━━━ Records for processing ━━━

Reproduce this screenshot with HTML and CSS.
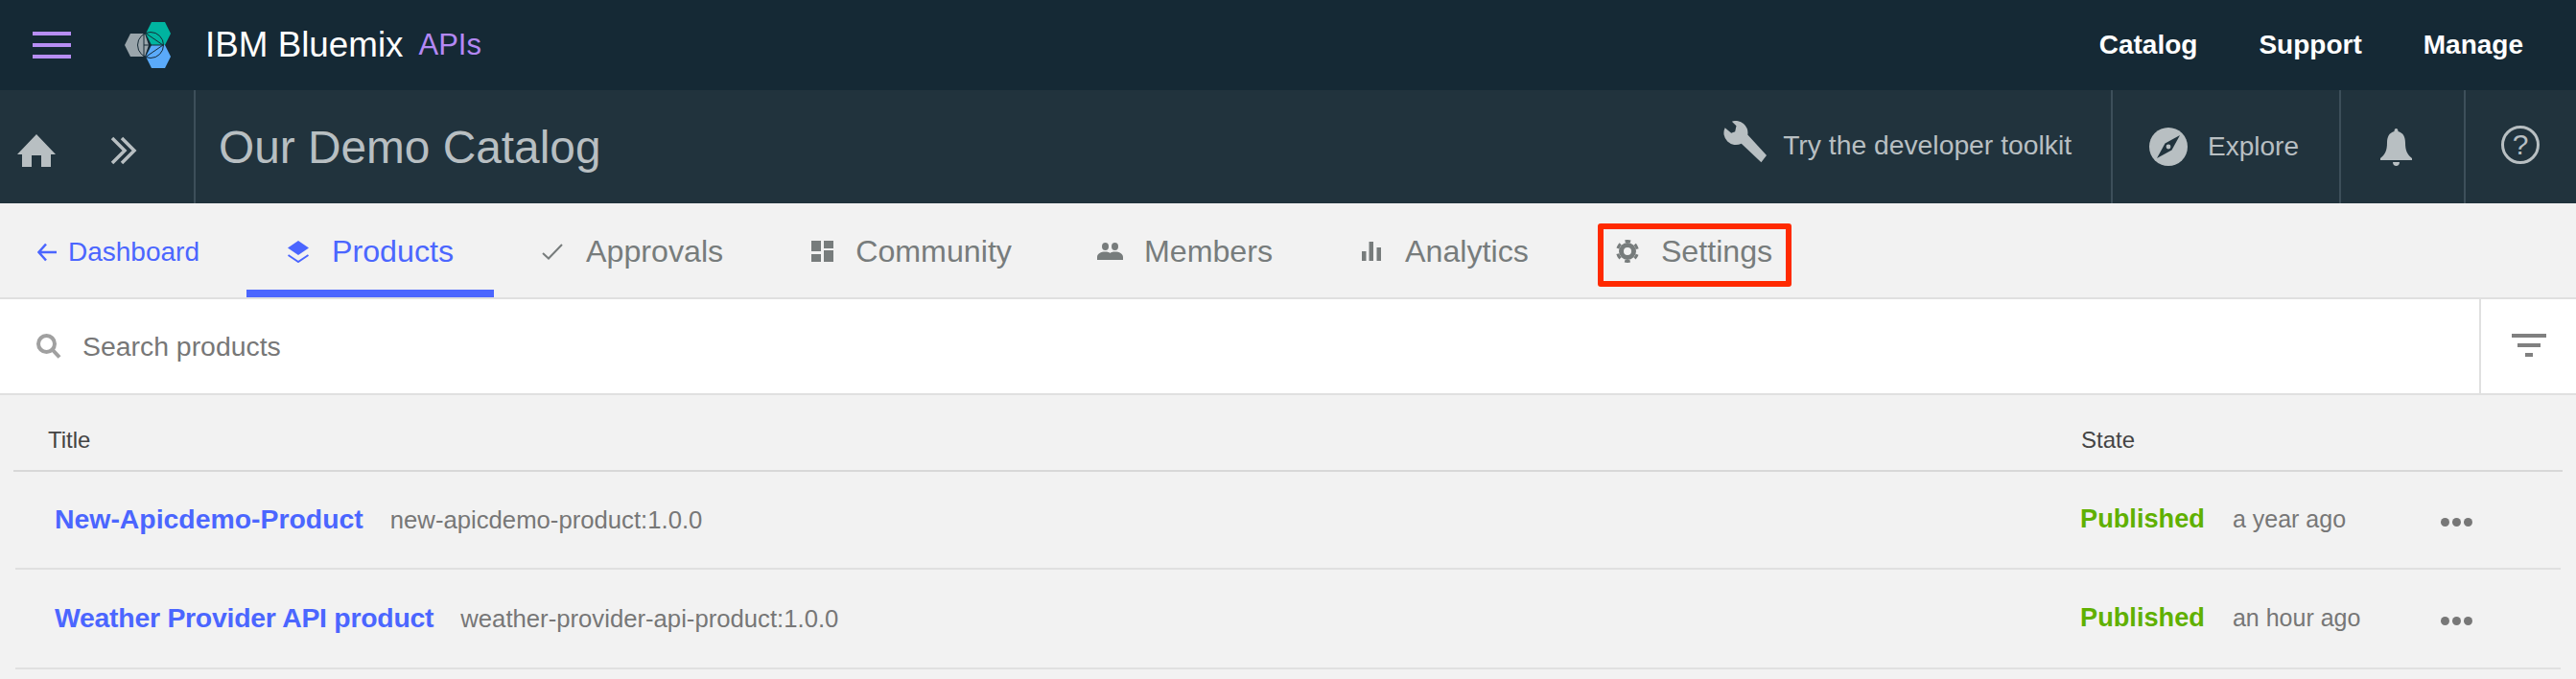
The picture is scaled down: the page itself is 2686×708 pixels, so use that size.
FILE: index.html
```html
<!DOCTYPE html>
<html lang="en">
<head>
    <meta charset="UTF-8">
    <title>Our Demo Catalog - IBM Bluemix APIs</title>
    <link rel="stylesheet" href="styles.css">
</head>
<body>
    <header class="topbar">
        <div class="hamburger"><span></span><span></span><span></span></div>
        <svg class="logo" viewBox="130 20 48 48">
            <polygon fill="#9aa5ab" points="130,44 136,32 151,32 155,44 151,56 136,56"/>
            <polygon fill="#00b4a0" points="152,32 158,20 172,20 178,32 172,44 158,44"/>
            <polygon fill="#5aaafa" points="152,56 158,44 172,44 178,56 172,68 158,68"/>
            <g fill="none" stroke="#152935" stroke-width="1">
                <circle cx="157" cy="44" r="13.5"/>
                <path d="M150 32V56M151 31L170 44L151 57M150 44H170"/>
            </g>
        </svg>
        <span class="brand">IBM Bluemix</span>
        <span class="brand-sub">APIs</span>
        <nav class="topnav">
            <a>Catalog</a>
            <a>Support</a>
            <a>Manage</a>
        </nav>
    </header>

    <div class="subbar">
        <div class="crumbs">
            <svg class="home" viewBox="0 0 40 34"><path d="M20 0L40 21H35V34H25V22H15V34H5V21H0Z"/></svg>
            <svg class="chevrons" viewBox="0 0 30 30"><path d="M2 2L15 15L2 28M12 2L25 15L12 28"/></svg>
        </div>
        <div class="catalog-name">Our Demo Catalog</div>
        <div class="tools">
            <div class="tool tool-kit">
                <svg class="wrench" viewBox="36 18 138 134"><path d="M40 40L60 57L72 52L76 34L62 20A38 38 0 0 1 112 62L172 128L155 150L92 90A38 38 0 0 1 40 40Z"/></svg>
                <span>Try the developer toolkit</span>
            </div>
            <div class="tool tool-explore">
                <svg class="compass" viewBox="0 0 40 40">
                    <circle cx="20" cy="20" r="20" fill="#b8bfc2"/>
                    <path d="M32 8L23.5 23.5L8 32L16.5 16.5Z" fill="#21333d"/>
                    <circle cx="20" cy="20" r="2.4" fill="#b8bfc2"/>
                </svg>
                <span>Explore</span>
            </div>
            <div class="tool tool-bell">
                <svg class="bell" viewBox="0 0 33 39"><path d="M16.5 0C18 0 18.5 1.500 18.500 3C24 4.500 26 9 26 15C26 23 28 27 33 31V33H0V31C5 27 7 23 7 15C7 9 9 4.500 14.500 3C14.500 1.500 15 0 16.500 0ZM13 35H20C20 37.500 18.500 39 16.500 39C14.500 39 13 37.500 13 35Z"/></svg>
            </div>
            <div class="tool tool-help">
                <div class="help">?</div>
            </div>
        </div>
    </div>

    <nav class="tabs">
        <a class="back">
            <svg class="back-arrow" viewBox="0 0 20 20"><path d="M9 1.500L1.500 10L9 18.500M1.500 10H20"/></svg>
            Dashboard
        </a>
        <a class="tab active">
            <span class="tab-icon"><svg width="22" height="23" viewBox="0 0 22 23"><path d="M11 0L22 7.500L11 15L0 7.500Z" fill="#4b66ff"/><path d="M0.500 15L11 22L21.500 15" fill="none" stroke="#4b66ff" stroke-width="2"/></svg></span>
            Products
        </a>
        <a class="tab">
            <span class="tab-icon"><svg width="22" height="17" viewBox="0 0 22 17"><path d="M1 10L7 15.500L21 1" fill="none" stroke="#777c7c" stroke-width="2"/></svg></span>
            Approvals
        </a>
        <a class="tab">
            <span class="tab-icon"><svg width="23" height="22" viewBox="0 0 23 22" fill="#777c7c"><rect width="10" height="11"/><rect y="14" width="10" height="8"/><rect x="13" width="10" height="8"/><rect x="13" y="10" width="10" height="12"/></svg></span>
            Community
        </a>
        <a class="tab">
            <span class="tab-icon"><svg width="27" height="18" viewBox="0 0 27 18" fill="#777c7c"><ellipse cx="8.500" cy="4" rx="3.500" ry="4"/><ellipse cx="18.500" cy="4" rx="3.500" ry="4"/><path d="M0 18V15C0 11.500 4 9.500 8.500 9.500C11 9.500 12.500 10 13.500 11C14.500 10 16 9.500 18.500 9.500C23 9.500 27 11.500 27 15V18Z"/></svg></span>
            Members
        </a>
        <a class="tab">
            <span class="tab-icon"><svg width="20" height="20" viewBox="0 0 20 20" fill="#777c7c"><rect y="10" width="4.500" height="10"/><rect x="7.500" width="4.500" height="20"/><rect x="15.500" y="6" width="4.500" height="14"/></svg></span>
            Analytics
        </a>
        <a class="tab tab-marked">
            <span class="tab-icon">
                <svg width="24" height="24" viewBox="0 0 24 24" fill="none" stroke="#777c7c">
                    <circle cx="12" cy="12" r="10.500" stroke-width="3" stroke-dasharray="5.500 5.500" stroke-dashoffset="2.750" transform="rotate(30 12 12)"/>
                    <circle cx="12" cy="12" r="6.500" stroke-width="5"/>
                </svg>
            </span>
            Settings
        </a>
    </nav>

    <div class="searchbar">
        <div class="search">
            <svg class="search-icon" viewBox="0 0 26 26"><circle cx="10.500" cy="10.500" r="8.500"/><path d="M16.500 16.500L24 24.500"/></svg>
            <span>Search products</span>
        </div>
        <div class="filter"><span></span><span></span><span></span></div>
    </div>

    <div class="list">
        <div class="list-head">
            <div>Title</div>
            <div>State</div>
        </div>
        <div class="row">
            <div class="row-title"><a>New-Apicdemo-Product</a><span>new-apicdemo-product:1.0.0</span></div>
            <div class="row-state"><b>Published</b><span>a year ago</span></div>
            <div class="dots"><i></i><i></i><i></i></div>
        </div>
        <div class="row">
            <div class="row-title"><a>Weather Provider API product</a><span>weather-provider-api-product:1.0.0</span></div>
            <div class="row-state"><b>Published</b><span>an hour ago</span></div>
            <div class="dots"><i></i><i></i><i></i></div>
        </div>
    </div>
</body>
</html>
```

FILE: styles.css
```css
body {
    margin: 0;
    background: #f2f2f2;
    font-family: "Liberation Sans", Arial, sans-serif;
    overflow: hidden;
}

/* top bar */
.topbar {
    display: flex;
    align-items: center;
    height: 94px;
    background: #152935;
    padding-left: 34px;
}
.hamburger {
    display: flex;
    flex-direction: column;
    gap: 8px;
    width: 40px;
}
.hamburger span {
    height: 4px;
    background: #b78ef5;
}
.logo {
    width: 48px;
    height: 48px;
    margin-left: 56px;
}
.brand {
    margin-left: 36px;
    font-size: 36.800px;
    color: #fff;
}
.brand-sub {
    margin-left: 16px;
    font-size: 31px;
    color: #b488f5;
}
.topnav {
    display: flex;
    gap: 64px;
    margin-left: auto;
    padding-right: 55px;
}
.topnav a {
    font-size: 28px;
    font-weight: bold;
    color: #fff;
}

/* catalog bar */
.subbar {
    display: flex;
    align-items: center;
    height: 118px;
    background: #21333d;
    color: #b8bfc2;
}
.crumbs {
    display: flex;
    align-items: center;
    box-sizing: border-box;
    width: 204px;
    height: 100%;
    padding: 7px 0 0 18px;
    border-right: 2px solid #3d4f5a;
}
.home {
    width: 40px;
    height: 34px;
    fill: #b8bfc2;
}
.chevrons {
    width: 30px;
    height: 30px;
    margin-left: 57px;
    fill: none;
    stroke: #b8bfc2;
    stroke-width: 3.500;
}
.catalog-name {
    padding-left: 24px;
    font-size: 47.800px;
}
.tools {
    display: flex;
    margin-left: auto;
    height: 100%;
    font-size: 28px;
}
.tool {
    display: flex;
    align-items: center;
    border-left: 2px solid #3d4f5a;
}
.tool-kit {
    border-left: none;
    padding-right: 41px;
    font-size: 28.300px;
}
.wrench {
    width: 46px;
    height: 44px;
    margin-right: 16px;
    fill: #b8bfc2;
    position: relative;
    top: -5px;
}
.tool-kit span {
    position: relative;
    top: -2px;
}
.tool-explore {
    padding: 0 42px 0 38px;
}
.compass {
    width: 40px;
    height: 40px;
    margin-right: 21px;
}
.tool-bell {
    padding: 0 54px 0 41px;
}
.bell {
    width: 33px;
    height: 39px;
    fill: #b8bfc2;
}
.tool-help {
    padding: 0 38px 4px 37px;
}
.help {
    box-sizing: border-box;
    width: 40px;
    height: 40px;
    border: 3px solid #b8bfc2;
    border-radius: 50%;
    font-size: 30px;
    line-height: 34px;
    text-align: center;
}

/* tabs */
.tabs {
    display: flex;
    box-sizing: border-box;
    height: 100px;
    padding-left: 39px;
    border-bottom: 2px solid #e0e0e0;
}
.back {
    display: flex;
    align-items: center;
    gap: 12px;
    margin-right: 49px;
    padding-top: 4px;
    font-size: 28px;
    color: #4b66ff;
}
.back-arrow {
    width: 20px;
    height: 20px;
    fill: none;
    stroke: #4b66ff;
    stroke-width: 2.500;
}
.tab {
    display: flex;
    align-items: center;
    gap: 20px;
    box-sizing: border-box;
    padding: 2px 42px 0 39px;
    margin-right: 7px;
    font-size: 32.200px;
    color: #777c7c;
    position: relative;
}
.tab-icon {
    display: flex;
    align-items: center;
    justify-content: center;
    width: 30px;
}
.tab.active {
    color: #4b66ff;
    border-bottom: 8px solid #4b66ff;
    padding-top: 10px;
}
/* red marker drawn over the settings tab */
.tab-marked::after {
    content: "";
    position: absolute;
    left: 23px;
    right: 22px;
    top: 21px;
    bottom: 11px;
    border: 6px solid #ff2a00;
    border-radius: 3px;
}

/* search */
.searchbar {
    display: flex;
    box-sizing: border-box;
    height: 100px;
    background: #fff;
    border-bottom: 2px solid #e0e0e0;
}
.search {
    display: flex;
    flex: 1;
    align-items: center;
    gap: 22px;
    padding-left: 38px;
    font-size: 28.400px;
    color: #777;
}
.search-icon {
    width: 26px;
    height: 26px;
    fill: none;
    stroke: #a0a0a0;
    stroke-width: 4;
}
.filter {
    display: flex;
    flex-direction: column;
    align-items: center;
    justify-content: center;
    gap: 6px;
    box-sizing: border-box;
    width: 101px;
    border-left: 2px solid #e0e0e0;
    padding-bottom: 2px;
}
.filter span {
    height: 4px;
    background: #808080;
}
.filter span:nth-child(1) { width: 36px; }
.filter span:nth-child(2) { width: 24px; }
.filter span:nth-child(3) { width: 8px; }

/* product list */
.list {
    padding: 0 16px;
}
.list-head {
    display: grid;
    grid-template-columns: 1fr 502px;
    align-items: center;
    box-sizing: border-box;
    height: 80px;
    margin: 0 -2px;
    padding: 16px 0 0 36px;
    border-bottom: 2px solid #d8d8d8;
    font-size: 24px;
    color: #444;
}
.row {
    display: grid;
    grid-template-columns: 1fr 376px 125px;
    align-items: center;
    box-sizing: border-box;
    height: 102px;
    padding: 0 0 2px 41px;
    border-bottom: 2px solid #e0e0e0;
}
.row + .row {
    height: 104px;
}
.row-title a {
    font-size: 28.400px;
    font-weight: bold;
    color: #4b66ff;
}
.row + .row .row-title a {
    letter-spacing: -0.25px;
}
.row-title span {
    margin-left: 28px;
    font-size: 25.700px;
    color: #777;
}
.row-state b {
    font-size: 27.200px;
    color: #60b000;
}
.row-state span {
    margin-left: 29px;
    font-size: 25px;
    color: #777;
}
.dots {
    display: flex;
    gap: 3px;
    padding-top: 6px;
}
.dots i {
    width: 9px;
    height: 9px;
    border-radius: 50%;
    background: #777;
}
```
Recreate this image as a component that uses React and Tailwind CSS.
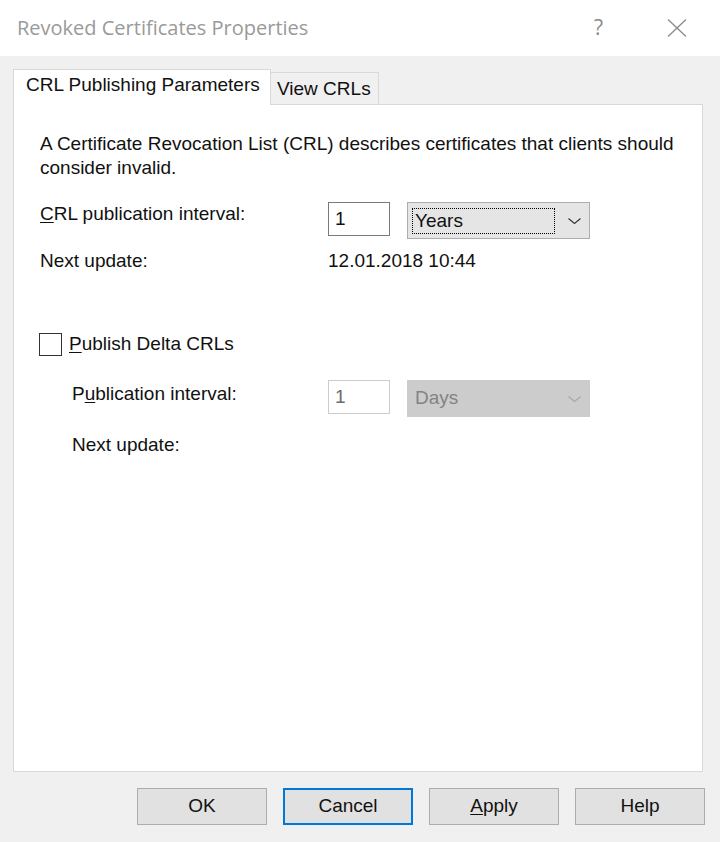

━━━

→ Exercise instructions: Scan the data above and copy every line with "that" in it.

→ Answer to the problem:
The picture is scaled down: the page itself is 2686×708 pixels, so use that size.
Recreate this image as a component that uses React and Tailwind CSS.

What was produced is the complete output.